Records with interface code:
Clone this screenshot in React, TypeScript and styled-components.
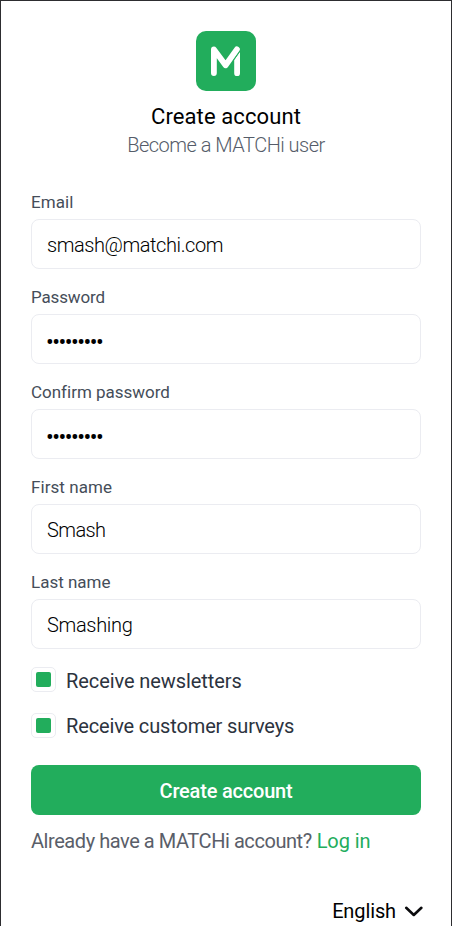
import React, { useState } from 'react';
import styled, { createGlobalStyle } from 'styled-components';

const GlobalStyle = createGlobalStyle`
  *, *::before, *::after { box-sizing: border-box; }
  html, body { margin: 0; padding: 0; overflow: hidden; }
  body { background: #fff; font-family: Roboto, "Liberation Sans", sans-serif; }
`;

const Page = styled.main`
  display: flex;
  flex-direction: column;
  width: 452px;
  height: 926px;
  padding: 30px 30px 0;
  border: 1px solid #2d2d30;
  border-bottom: 0;
  background: #fff;
`;

const Header = styled.header`
  display: flex;
  flex-direction: column;
  align-items: center;
  margin-bottom: 31px;
`;

const Logo = styled.svg`
  display: block;
  width: 60px;
  height: 60px;
  margin-bottom: 11px;
`;

const Title = styled.h1`
  margin: 0 0 -1px;
  font-size: 22px;
  font-weight: 400;
  line-height: 30px;
  letter-spacing: 0.1px;
  color: #000;
`;

const Subtitle = styled.p`
  margin: 0;
  font-size: 20px;
  font-weight: 300;
  line-height: 28px;
  letter-spacing: -0.51px;
  color: #555c69;
`;

const Form = styled.form`
  display: flex;
  flex-direction: column;
`;

const Fields = styled.div`
  display: flex;
  flex-direction: column;
  gap: 16px;
`;

const Field = styled.label`
  display: flex;
  flex-direction: column;
  gap: 5px;
`;

const FieldLabel = styled.span<{ $tracking: number }>`
  font-size: 17px;
  line-height: 24px;
  letter-spacing: ${p => p.$tracking}px;
  color: #454d59;
`;

const Input = styled.input<{ $tracking: number }>`
  width: 100%;
  height: 50px;
  padding: 2px 15px 0;
  border: 1px solid #ebecf1;
  border-radius: 8px;
  outline: none;
  background: #fff;
  color: #000;
  font-family: inherit;
  font-size: 20px;
  font-weight: 300;
  letter-spacing: ${p => p.$tracking}px;

  &[type='password'] {
    padding-top: 7px;
    padding-left: 14px;
    font-size: 23px;
    font-weight: 400;
  }
`;

const Checks = styled.div`
  display: flex;
  flex-direction: column;
  gap: 21px;
  margin: 18px 0 27px;
`;

const CheckRow = styled.label`
  display: flex;
  align-items: flex-start;
  gap: 10px;
  height: 25px;
`;

const CheckBox = styled.input`
  appearance: none;
  display: grid;
  place-items: center;
  width: 25px;
  height: 25px;
  margin: 0;
  border: 1px solid #ebecf1;
  border-radius: 5px;
  background: #fff;

  &:checked::before {
    content: '';
    width: 15px;
    height: 15px;
    border-radius: 2px;
    background: #22ad5c;
  }
`;

const CheckLabel = styled.span<{ $tracking: number; $drop: number }>`
  padding-top: ${p => p.$drop}px;
  font-size: 20px;
  line-height: 25px;
  letter-spacing: ${p => p.$tracking}px;
  color: #2c333e;
`;

const Submit = styled.button`
  height: 50px;
  padding: 2px 0 0;
  border: 0;
  border-radius: 8px;
  background: #22ad5c;
  color: #fff;
  font-family: inherit;
  font-size: 20px;
  font-weight: 500;
  letter-spacing: -0.2px;
`;

const LoginLine = styled.p`
  display: flex;
  gap: 5px;
  margin: 12px 0 42px;
  font-size: 20px;
  line-height: 28px;
  letter-spacing: -0.44px;
  color: #5a5e69;
`;

const LoginLink = styled.a`
  letter-spacing: -0.1px;
  color: #22ad5c;
`;

const Language = styled.button`
  display: flex;
  align-items: center;
  align-self: flex-end;
  gap: 8px;
  height: 28px;
  margin-right: -3px;
  padding: 0;
  border: 0;
  background: none;
  color: #000;
  font-family: inherit;
  font-size: 20px;
  line-height: 28px;
  letter-spacing: -0.12px;
`;

const Chevron = styled.svg`
  display: block;
  width: 20px;
  height: 20px;
`;

const fields = [
  { label: 'Email', type: 'text', value: 'smash@matchi.com', labelTracking: 0.1, tracking: -0.42 },
  { label: 'Password', type: 'password', value: 'smashing1', labelTracking: -0.16, tracking: -1.5 },
  { label: 'Confirm password', type: 'password', value: 'smashing1', labelTracking: -0.01, tracking: -1.5 },
  { label: 'First name', type: 'text', value: 'Smash', labelTracking: 0.07, tracking: -0.6 },
  { label: 'Last name', type: 'text', value: 'Smashing', labelTracking: 0, tracking: -0.32 },
];

const checks = [
  { label: 'Receive newsletters', tracking: -0.08, drop: 2 },
  { label: 'Receive customer surveys', tracking: -0.14, drop: 1 },
];

function TextField({ field }: { field: (typeof fields)[number] }) {
  const [value, setValue] = useState(field.value);
  return (
    <Field>
      <FieldLabel $tracking={field.labelTracking}>{field.label}</FieldLabel>
      <Input
        type={field.type}
        value={value}
        onChange={e => setValue(e.target.value)}
        spellCheck={false}
        $tracking={field.tracking}
      />
    </Field>
  );
}

export default function App() {
  return (
    <>
      <GlobalStyle />
      <Page>
        <Header>
          <Logo viewBox="0 0 60 60" aria-hidden="true">
            <rect width="60" height="60" rx="10" fill="#22ad5c" />
            <path
              d="M17.9 42.1V18.4L29.6 34.3L40.9 18.4"
              fill="none"
              stroke="#fff"
              strokeWidth="5.8"
              strokeLinecap="round"
              strokeLinejoin="round"
            />
            <path d="M44 20.8V42.2a2.9 2.9 0 0 1-5.8 0V29Z" fill="#fff" />
            <path d="M44.6 19.3L37.4 29.4" stroke="#22ad5c" strokeWidth="0.8" />
          </Logo>
          <Title>Create account</Title>
          <Subtitle>Become a MATCHi user</Subtitle>
        </Header>
        <Form onSubmit={e => e.preventDefault()}>
          <Fields>
            {fields.map(field => (
              <TextField key={field.label} field={field} />
            ))}
          </Fields>
          <Checks>
            {checks.map(check => (
              <CheckRow key={check.label}>
                <CheckBox type="checkbox" defaultChecked />
                <CheckLabel $tracking={check.tracking} $drop={check.drop}>
                  {check.label}
                </CheckLabel>
              </CheckRow>
            ))}
          </Checks>
          <Submit type="submit">Create account</Submit>
        </Form>
        <LoginLine>
          Already have a MATCHi account?
          <LoginLink>Log in</LoginLink>
        </LoginLine>
        <Language type="button">
          English
          <Chevron viewBox="0 0 20 20" aria-hidden="true">
            <path
              d="M2.2 6.8L9.8 14L17.4 6.8"
              fill="none"
              stroke="#0b0b0d"
              strokeWidth="2.6"
              strokeLinecap="round"
              strokeLinejoin="round"
            />
          </Chevron>
        </Language>
      </Page>
    </>
  );
}
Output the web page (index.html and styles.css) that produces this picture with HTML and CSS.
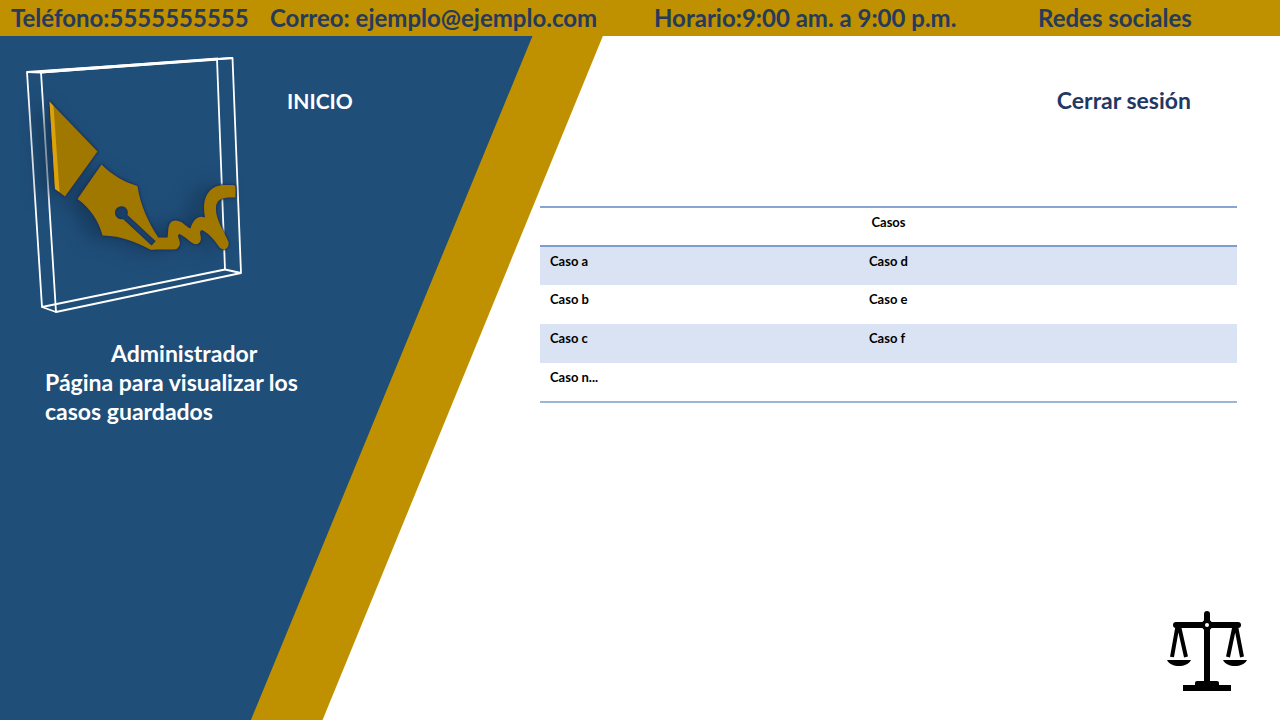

**EXERCISE REQUIREMENTS:** Print every entry above again without changing a word, and omit the pictures.

**ANSWER TO THIS EXERCISE:**
Clone this screenshot in React, TypeScript and styled-components.
import React, { useState } from 'react';
import styled, { createGlobalStyle } from 'styled-components';

const GlobalStyle = createGlobalStyle`
  *, *::before, *::after { box-sizing: border-box; }
  html, body { margin: 0; padding: 0; overflow: hidden; }
  body { background: #fff; font-family: Roboto, "Liberation Sans", sans-serif; }
`;

const Page = styled.main`
  display: flex;
  flex-direction: column;
  width: 452px;
  height: 926px;
  padding: 30px 30px 0;
  border: 1px solid #2d2d30;
  border-bottom: 0;
  background: #fff;
`;

const Header = styled.header`
  display: flex;
  flex-direction: column;
  align-items: center;
  margin-bottom: 31px;
`;

const Logo = styled.svg`
  display: block;
  width: 60px;
  height: 60px;
  margin-bottom: 11px;
`;

const Title = styled.h1`
  margin: 0 0 -1px;
  font-size: 22px;
  font-weight: 400;
  line-height: 30px;
  letter-spacing: 0.1px;
  color: #000;
`;

const Subtitle = styled.p`
  margin: 0;
  font-size: 20px;
  font-weight: 300;
  line-height: 28px;
  letter-spacing: -0.51px;
  color: #555c69;
`;

const Form = styled.form`
  display: flex;
  flex-direction: column;
`;

const Fields = styled.div`
  display: flex;
  flex-direction: column;
  gap: 16px;
`;

const Field = styled.label`
  display: flex;
  flex-direction: column;
  gap: 5px;
`;

const FieldLabel = styled.span<{ $tracking: number }>`
  font-size: 17px;
  line-height: 24px;
  letter-spacing: ${p => p.$tracking}px;
  color: #454d59;
`;

const Input = styled.input<{ $tracking: number }>`
  width: 100%;
  height: 50px;
  padding: 2px 15px 0;
  border: 1px solid #ebecf1;
  border-radius: 8px;
  outline: none;
  background: #fff;
  color: #000;
  font-family: inherit;
  font-size: 20px;
  font-weight: 300;
  letter-spacing: ${p => p.$tracking}px;

  &[type='password'] {
    padding-top: 7px;
    padding-left: 14px;
    font-size: 23px;
    font-weight: 400;
  }
`;

const Checks = styled.div`
  display: flex;
  flex-direction: column;
  gap: 21px;
  margin: 18px 0 27px;
`;

const CheckRow = styled.label`
  display: flex;
  align-items: flex-start;
  gap: 10px;
  height: 25px;
`;

const CheckBox = styled.input`
  appearance: none;
  display: grid;
  place-items: center;
  width: 25px;
  height: 25px;
  margin: 0;
  border: 1px solid #ebecf1;
  border-radius: 5px;
  background: #fff;

  &:checked::before {
    content: '';
    width: 15px;
    height: 15px;
    border-radius: 2px;
    background: #22ad5c;
  }
`;

const CheckLabel = styled.span<{ $tracking: number; $drop: number }>`
  padding-top: ${p => p.$drop}px;
  font-size: 20px;
  line-height: 25px;
  letter-spacing: ${p => p.$tracking}px;
  color: #2c333e;
`;

const Submit = styled.button`
  height: 50px;
  padding: 2px 0 0;
  border: 0;
  border-radius: 8px;
  background: #22ad5c;
  color: #fff;
  font-family: inherit;
  font-size: 20px;
  font-weight: 500;
  letter-spacing: -0.2px;
`;

const LoginLine = styled.p`
  display: flex;
  gap: 5px;
  margin: 12px 0 42px;
  font-size: 20px;
  line-height: 28px;
  letter-spacing: -0.44px;
  color: #5a5e69;
`;

const LoginLink = styled.a`
  letter-spacing: -0.1px;
  color: #22ad5c;
`;

const Language = styled.button`
  display: flex;
  align-items: center;
  align-self: flex-end;
  gap: 8px;
  height: 28px;
  margin-right: -3px;
  padding: 0;
  border: 0;
  background: none;
  color: #000;
  font-family: inherit;
  font-size: 20px;
  line-height: 28px;
  letter-spacing: -0.12px;
`;

const Chevron = styled.svg`
  display: block;
  width: 20px;
  height: 20px;
`;

const fields = [
  { label: 'Email', type: 'text', value: 'smash@matchi.com', labelTracking: 0.1, tracking: -0.42 },
  { label: 'Password', type: 'password', value: 'smashing1', labelTracking: -0.16, tracking: -1.5 },
  { label: 'Confirm password', type: 'password', value: 'smashing1', labelTracking: -0.01, tracking: -1.5 },
  { label: 'First name', type: 'text', value: 'Smash', labelTracking: 0.07, tracking: -0.6 },
  { label: 'Last name', type: 'text', value: 'Smashing', labelTracking: 0, tracking: -0.32 },
];

const checks = [
  { label: 'Receive newsletters', tracking: -0.08, drop: 2 },
  { label: 'Receive customer surveys', tracking: -0.14, drop: 1 },
];

function TextField({ field }: { field: (typeof fields)[number] }) {
  const [value, setValue] = useState(field.value);
  return (
    <Field>
      <FieldLabel $tracking={field.labelTracking}>{field.label}</FieldLabel>
      <Input
        type={field.type}
        value={value}
        onChange={e => setValue(e.target.value)}
        spellCheck={false}
        $tracking={field.tracking}
      />
    </Field>
  );
}

export default function App() {
  return (
    <>
      <GlobalStyle />
      <Page>
        <Header>
          <Logo viewBox="0 0 60 60" aria-hidden="true">
            <rect width="60" height="60" rx="10" fill="#22ad5c" />
            <path
              d="M17.9 42.1V18.4L29.6 34.3L40.9 18.4"
              fill="none"
              stroke="#fff"
              strokeWidth="5.8"
              strokeLinecap="round"
              strokeLinejoin="round"
            />
            <path d="M44 20.8V42.2a2.9 2.9 0 0 1-5.8 0V29Z" fill="#fff" />
            <path d="M44.6 19.3L37.4 29.4" stroke="#22ad5c" strokeWidth="0.8" />
          </Logo>
          <Title>Create account</Title>
          <Subtitle>Become a MATCHi user</Subtitle>
        </Header>
        <Form onSubmit={e => e.preventDefault()}>
          <Fields>
            {fields.map(field => (
              <TextField key={field.label} field={field} />
            ))}
          </Fields>
          <Checks>
            {checks.map(check => (
              <CheckRow key={check.label}>
                <CheckBox type="checkbox" defaultChecked />
                <CheckLabel $tracking={check.tracking} $drop={check.drop}>
                  {check.label}
                </CheckLabel>
              </CheckRow>
            ))}
          </Checks>
          <Submit type="submit">Create account</Submit>
        </Form>
        <LoginLine>
          Already have a MATCHi account?
          <LoginLink>Log in</LoginLink>
        </LoginLine>
        <Language type="button">
          English
          <Chevron viewBox="0 0 20 20" aria-hidden="true">
            <path
              d="M2.2 6.8L9.8 14L17.4 6.8"
              fill="none"
              stroke="#0b0b0d"
              strokeWidth="2.6"
              strokeLinecap="round"
              strokeLinejoin="round"
            />
          </Chevron>
        </Language>
      </Page>
    </>
  );
}
Output the web page (index.html and styles.css) that produces this picture with HTML and CSS.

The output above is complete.